▸ STATED PROBLEM
Repeat the entire listing exactly.

+ + + + + + +

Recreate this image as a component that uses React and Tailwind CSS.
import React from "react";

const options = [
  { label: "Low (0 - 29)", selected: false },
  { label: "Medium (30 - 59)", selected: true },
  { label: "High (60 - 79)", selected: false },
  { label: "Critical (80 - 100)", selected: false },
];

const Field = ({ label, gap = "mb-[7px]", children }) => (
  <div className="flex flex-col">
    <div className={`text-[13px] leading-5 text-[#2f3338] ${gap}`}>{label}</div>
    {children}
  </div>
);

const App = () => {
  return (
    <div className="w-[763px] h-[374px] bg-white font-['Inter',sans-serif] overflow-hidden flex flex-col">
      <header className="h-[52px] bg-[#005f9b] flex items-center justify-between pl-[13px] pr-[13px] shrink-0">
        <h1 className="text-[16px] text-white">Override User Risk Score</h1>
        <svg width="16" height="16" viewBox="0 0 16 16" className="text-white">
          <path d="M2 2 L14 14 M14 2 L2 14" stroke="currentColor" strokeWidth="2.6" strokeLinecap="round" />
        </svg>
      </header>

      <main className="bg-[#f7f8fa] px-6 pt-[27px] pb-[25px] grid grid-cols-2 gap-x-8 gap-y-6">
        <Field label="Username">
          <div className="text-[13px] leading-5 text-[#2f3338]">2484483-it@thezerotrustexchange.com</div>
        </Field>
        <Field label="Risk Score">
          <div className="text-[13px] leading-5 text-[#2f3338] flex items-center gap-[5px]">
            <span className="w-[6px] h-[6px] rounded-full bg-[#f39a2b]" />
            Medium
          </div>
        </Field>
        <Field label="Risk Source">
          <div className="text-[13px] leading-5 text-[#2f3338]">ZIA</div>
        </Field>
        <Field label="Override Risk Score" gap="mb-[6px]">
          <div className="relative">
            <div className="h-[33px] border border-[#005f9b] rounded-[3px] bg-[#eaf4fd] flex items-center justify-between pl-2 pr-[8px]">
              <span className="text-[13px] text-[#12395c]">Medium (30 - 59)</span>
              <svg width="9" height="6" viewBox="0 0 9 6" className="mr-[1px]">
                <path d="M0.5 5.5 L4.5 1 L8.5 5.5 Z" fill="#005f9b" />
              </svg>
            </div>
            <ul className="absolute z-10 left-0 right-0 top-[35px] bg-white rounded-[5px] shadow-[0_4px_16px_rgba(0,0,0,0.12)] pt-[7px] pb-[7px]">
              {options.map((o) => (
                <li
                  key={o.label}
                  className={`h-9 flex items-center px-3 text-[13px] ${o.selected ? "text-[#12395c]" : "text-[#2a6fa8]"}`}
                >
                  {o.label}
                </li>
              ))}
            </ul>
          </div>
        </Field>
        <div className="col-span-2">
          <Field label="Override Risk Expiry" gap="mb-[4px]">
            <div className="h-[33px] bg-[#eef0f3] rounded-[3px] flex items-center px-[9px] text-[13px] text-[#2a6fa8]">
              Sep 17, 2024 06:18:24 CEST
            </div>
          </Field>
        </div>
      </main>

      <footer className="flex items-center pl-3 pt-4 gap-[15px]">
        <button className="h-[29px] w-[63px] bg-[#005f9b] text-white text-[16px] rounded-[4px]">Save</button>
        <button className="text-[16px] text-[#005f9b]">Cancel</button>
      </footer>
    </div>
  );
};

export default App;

+ + + + + + +

▸ RESULT OF THIS TASK
Recreate this image as a component that uses React and Tailwind CSS.
import React from "react";

const options = [
  { label: "Low (0 - 29)", selected: false },
  { label: "Medium (30 - 59)", selected: true },
  { label: "High (60 - 79)", selected: false },
  { label: "Critical (80 - 100)", selected: false },
];

const Field = ({ label, gap = "mb-[7px]", children }) => (
  <div className="flex flex-col">
    <div className={`text-[13px] leading-5 text-[#2f3338] ${gap}`}>{label}</div>
    {children}
  </div>
);

const App = () => {
  return (
    <div className="w-[763px] h-[374px] bg-white font-['Inter',sans-serif] overflow-hidden flex flex-col">
      <header className="h-[52px] bg-[#005f9b] flex items-center justify-between pl-[13px] pr-[13px] shrink-0">
        <h1 className="text-[16px] text-white">Override User Risk Score</h1>
        <svg width="16" height="16" viewBox="0 0 16 16" className="text-white">
          <path d="M2 2 L14 14 M14 2 L2 14" stroke="currentColor" strokeWidth="2.6" strokeLinecap="round" />
        </svg>
      </header>

      <main className="bg-[#f7f8fa] px-6 pt-[27px] pb-[25px] grid grid-cols-2 gap-x-8 gap-y-6">
        <Field label="Username">
          <div className="text-[13px] leading-5 text-[#2f3338]">2484483-it@thezerotrustexchange.com</div>
        </Field>
        <Field label="Risk Score">
          <div className="text-[13px] leading-5 text-[#2f3338] flex items-center gap-[5px]">
            <span className="w-[6px] h-[6px] rounded-full bg-[#f39a2b]" />
            Medium
          </div>
        </Field>
        <Field label="Risk Source">
          <div className="text-[13px] leading-5 text-[#2f3338]">ZIA</div>
        </Field>
        <Field label="Override Risk Score" gap="mb-[6px]">
          <div className="relative">
            <div className="h-[33px] border border-[#005f9b] rounded-[3px] bg-[#eaf4fd] flex items-center justify-between pl-2 pr-[8px]">
              <span className="text-[13px] text-[#12395c]">Medium (30 - 59)</span>
              <svg width="9" height="6" viewBox="0 0 9 6" className="mr-[1px]">
                <path d="M0.5 5.5 L4.5 1 L8.5 5.5 Z" fill="#005f9b" />
              </svg>
            </div>
            <ul className="absolute z-10 left-0 right-0 top-[35px] bg-white rounded-[5px] shadow-[0_4px_16px_rgba(0,0,0,0.12)] pt-[7px] pb-[7px]">
              {options.map((o) => (
                <li
                  key={o.label}
                  className={`h-9 flex items-center px-3 text-[13px] ${o.selected ? "text-[#12395c]" : "text-[#2a6fa8]"}`}
                >
                  {o.label}
                </li>
              ))}
            </ul>
          </div>
        </Field>
        <div className="col-span-2">
          <Field label="Override Risk Expiry" gap="mb-[4px]">
            <div className="h-[33px] bg-[#eef0f3] rounded-[3px] flex items-center px-[9px] text-[13px] text-[#2a6fa8]">
              Sep 17, 2024 06:18:24 CEST
            </div>
          </Field>
        </div>
      </main>

      <footer className="flex items-center pl-3 pt-4 gap-[15px]">
        <button className="h-[29px] w-[63px] bg-[#005f9b] text-white text-[16px] rounded-[4px]">Save</button>
        <button className="text-[16px] text-[#005f9b]">Cancel</button>
      </footer>
    </div>
  );
};

export default App;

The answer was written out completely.